## WHAT YOU SHOULD DO
Write the lines out again, from the top of the material to the line containing "import React from", pictures excluded.
— START OF GIVEN DATA —
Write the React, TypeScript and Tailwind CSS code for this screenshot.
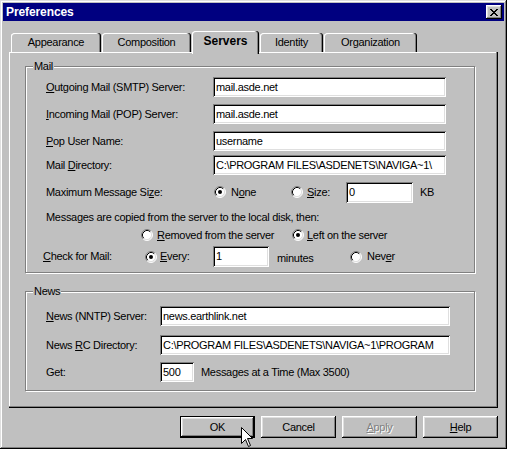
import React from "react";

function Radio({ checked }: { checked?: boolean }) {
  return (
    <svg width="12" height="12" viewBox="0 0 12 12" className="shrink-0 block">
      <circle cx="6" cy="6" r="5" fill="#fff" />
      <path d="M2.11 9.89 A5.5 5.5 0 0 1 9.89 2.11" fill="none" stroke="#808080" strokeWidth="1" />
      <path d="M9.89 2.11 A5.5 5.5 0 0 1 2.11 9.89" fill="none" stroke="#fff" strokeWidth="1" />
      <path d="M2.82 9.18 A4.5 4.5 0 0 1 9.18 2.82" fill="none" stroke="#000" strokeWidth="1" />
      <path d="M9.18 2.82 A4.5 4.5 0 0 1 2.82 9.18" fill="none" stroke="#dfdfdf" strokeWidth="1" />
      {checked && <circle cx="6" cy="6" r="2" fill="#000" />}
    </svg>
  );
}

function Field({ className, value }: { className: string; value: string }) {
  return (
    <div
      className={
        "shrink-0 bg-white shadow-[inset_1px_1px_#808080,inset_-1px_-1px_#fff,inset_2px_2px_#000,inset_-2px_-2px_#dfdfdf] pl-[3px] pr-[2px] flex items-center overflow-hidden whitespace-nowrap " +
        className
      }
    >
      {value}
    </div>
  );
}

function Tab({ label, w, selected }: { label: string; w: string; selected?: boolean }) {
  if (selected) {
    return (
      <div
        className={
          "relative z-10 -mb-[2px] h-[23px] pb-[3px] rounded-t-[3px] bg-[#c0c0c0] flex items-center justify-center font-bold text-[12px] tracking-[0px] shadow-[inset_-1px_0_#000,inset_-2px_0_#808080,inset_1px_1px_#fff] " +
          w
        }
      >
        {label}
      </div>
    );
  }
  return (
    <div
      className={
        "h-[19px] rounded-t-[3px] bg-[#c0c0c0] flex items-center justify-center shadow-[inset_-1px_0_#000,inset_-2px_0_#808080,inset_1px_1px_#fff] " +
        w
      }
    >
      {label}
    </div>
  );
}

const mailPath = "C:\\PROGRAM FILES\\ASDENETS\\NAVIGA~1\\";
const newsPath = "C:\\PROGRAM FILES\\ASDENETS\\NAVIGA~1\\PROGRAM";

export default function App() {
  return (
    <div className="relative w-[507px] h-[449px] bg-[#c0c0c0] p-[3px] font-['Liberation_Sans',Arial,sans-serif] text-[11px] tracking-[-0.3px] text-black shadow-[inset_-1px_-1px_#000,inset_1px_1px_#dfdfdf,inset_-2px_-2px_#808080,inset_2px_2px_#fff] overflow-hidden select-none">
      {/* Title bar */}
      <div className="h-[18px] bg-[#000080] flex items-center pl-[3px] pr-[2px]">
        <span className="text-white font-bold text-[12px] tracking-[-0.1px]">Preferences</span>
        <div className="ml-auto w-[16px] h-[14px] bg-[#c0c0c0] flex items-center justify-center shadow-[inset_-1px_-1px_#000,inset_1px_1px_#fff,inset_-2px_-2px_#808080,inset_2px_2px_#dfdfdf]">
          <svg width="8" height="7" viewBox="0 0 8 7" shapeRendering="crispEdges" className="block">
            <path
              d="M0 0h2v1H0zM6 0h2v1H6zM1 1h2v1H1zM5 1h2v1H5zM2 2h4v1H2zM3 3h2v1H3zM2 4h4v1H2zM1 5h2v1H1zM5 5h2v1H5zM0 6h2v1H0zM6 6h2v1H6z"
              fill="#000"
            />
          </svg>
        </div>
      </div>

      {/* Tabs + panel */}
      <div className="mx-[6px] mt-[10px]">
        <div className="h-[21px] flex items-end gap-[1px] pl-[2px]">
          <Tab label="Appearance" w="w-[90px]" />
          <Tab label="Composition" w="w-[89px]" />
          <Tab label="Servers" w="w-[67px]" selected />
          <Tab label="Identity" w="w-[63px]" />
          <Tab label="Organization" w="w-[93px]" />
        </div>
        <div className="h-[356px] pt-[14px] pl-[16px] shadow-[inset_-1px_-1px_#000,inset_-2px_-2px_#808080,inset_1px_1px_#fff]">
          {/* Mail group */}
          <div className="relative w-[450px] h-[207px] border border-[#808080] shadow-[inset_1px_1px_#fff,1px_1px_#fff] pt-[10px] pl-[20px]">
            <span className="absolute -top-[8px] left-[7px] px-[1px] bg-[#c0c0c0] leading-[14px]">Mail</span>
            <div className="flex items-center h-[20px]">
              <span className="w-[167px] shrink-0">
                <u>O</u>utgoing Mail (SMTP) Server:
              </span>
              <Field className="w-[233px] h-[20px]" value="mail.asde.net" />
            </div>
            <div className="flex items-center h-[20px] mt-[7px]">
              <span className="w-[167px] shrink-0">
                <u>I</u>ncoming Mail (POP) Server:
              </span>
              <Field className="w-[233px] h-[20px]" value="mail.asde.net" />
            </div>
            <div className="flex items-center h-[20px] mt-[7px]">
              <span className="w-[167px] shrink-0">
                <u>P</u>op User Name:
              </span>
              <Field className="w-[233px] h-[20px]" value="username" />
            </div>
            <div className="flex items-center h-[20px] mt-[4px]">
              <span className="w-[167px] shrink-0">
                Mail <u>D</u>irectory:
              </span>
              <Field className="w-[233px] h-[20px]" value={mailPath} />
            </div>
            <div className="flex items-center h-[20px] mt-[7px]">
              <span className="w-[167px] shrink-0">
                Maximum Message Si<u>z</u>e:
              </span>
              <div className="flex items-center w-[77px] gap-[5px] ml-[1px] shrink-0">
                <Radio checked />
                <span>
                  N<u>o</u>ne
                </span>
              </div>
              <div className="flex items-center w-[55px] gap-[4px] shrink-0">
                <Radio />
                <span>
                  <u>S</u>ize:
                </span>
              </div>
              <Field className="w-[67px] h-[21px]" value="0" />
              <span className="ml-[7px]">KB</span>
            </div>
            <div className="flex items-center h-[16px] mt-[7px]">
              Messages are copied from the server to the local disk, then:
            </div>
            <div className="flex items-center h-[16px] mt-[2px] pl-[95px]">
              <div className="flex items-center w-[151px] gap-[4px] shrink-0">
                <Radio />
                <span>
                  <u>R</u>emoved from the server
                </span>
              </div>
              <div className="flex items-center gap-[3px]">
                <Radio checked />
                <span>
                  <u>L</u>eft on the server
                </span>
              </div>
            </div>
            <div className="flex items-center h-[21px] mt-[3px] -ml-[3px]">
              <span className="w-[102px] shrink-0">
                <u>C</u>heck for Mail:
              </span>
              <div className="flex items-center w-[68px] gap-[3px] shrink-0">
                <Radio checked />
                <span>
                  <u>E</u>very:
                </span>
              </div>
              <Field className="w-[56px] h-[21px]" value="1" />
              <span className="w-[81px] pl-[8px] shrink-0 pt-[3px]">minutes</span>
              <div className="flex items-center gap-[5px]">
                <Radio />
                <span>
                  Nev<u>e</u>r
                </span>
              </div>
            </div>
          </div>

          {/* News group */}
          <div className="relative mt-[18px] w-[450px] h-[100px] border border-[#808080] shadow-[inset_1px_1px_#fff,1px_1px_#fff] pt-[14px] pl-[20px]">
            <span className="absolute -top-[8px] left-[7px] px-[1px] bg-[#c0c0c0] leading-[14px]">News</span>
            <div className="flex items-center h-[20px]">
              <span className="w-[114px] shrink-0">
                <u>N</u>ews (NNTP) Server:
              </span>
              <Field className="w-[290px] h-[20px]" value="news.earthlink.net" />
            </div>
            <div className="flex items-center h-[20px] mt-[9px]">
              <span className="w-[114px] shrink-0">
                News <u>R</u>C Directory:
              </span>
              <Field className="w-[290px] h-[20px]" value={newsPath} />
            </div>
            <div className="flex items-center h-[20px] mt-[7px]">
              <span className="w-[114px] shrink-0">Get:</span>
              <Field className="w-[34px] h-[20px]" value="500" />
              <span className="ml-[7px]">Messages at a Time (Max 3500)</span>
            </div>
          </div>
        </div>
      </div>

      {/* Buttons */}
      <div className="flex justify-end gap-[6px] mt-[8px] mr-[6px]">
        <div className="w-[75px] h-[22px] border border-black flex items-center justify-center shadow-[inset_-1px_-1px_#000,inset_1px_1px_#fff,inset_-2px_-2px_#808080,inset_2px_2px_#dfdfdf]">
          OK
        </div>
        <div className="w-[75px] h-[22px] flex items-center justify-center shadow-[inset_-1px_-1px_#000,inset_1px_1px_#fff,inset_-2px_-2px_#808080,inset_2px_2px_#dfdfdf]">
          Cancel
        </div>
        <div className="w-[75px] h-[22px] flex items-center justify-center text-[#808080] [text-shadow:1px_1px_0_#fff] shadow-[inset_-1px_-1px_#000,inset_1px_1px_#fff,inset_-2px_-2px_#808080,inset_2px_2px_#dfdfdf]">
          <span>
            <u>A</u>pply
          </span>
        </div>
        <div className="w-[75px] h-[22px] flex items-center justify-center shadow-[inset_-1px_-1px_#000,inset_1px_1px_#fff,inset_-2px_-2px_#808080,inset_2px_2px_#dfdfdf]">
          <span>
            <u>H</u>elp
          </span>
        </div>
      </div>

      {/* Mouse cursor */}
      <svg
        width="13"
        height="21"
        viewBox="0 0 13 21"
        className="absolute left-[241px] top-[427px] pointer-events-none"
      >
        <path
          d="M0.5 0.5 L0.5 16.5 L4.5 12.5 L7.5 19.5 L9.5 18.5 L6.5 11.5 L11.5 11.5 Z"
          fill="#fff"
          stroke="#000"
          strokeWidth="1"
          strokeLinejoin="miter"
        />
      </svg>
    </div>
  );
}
— END OF GIVEN DATA —
## FINISHED ANSWER
Write the React, TypeScript and Tailwind CSS code for this screenshot.
import React from "react";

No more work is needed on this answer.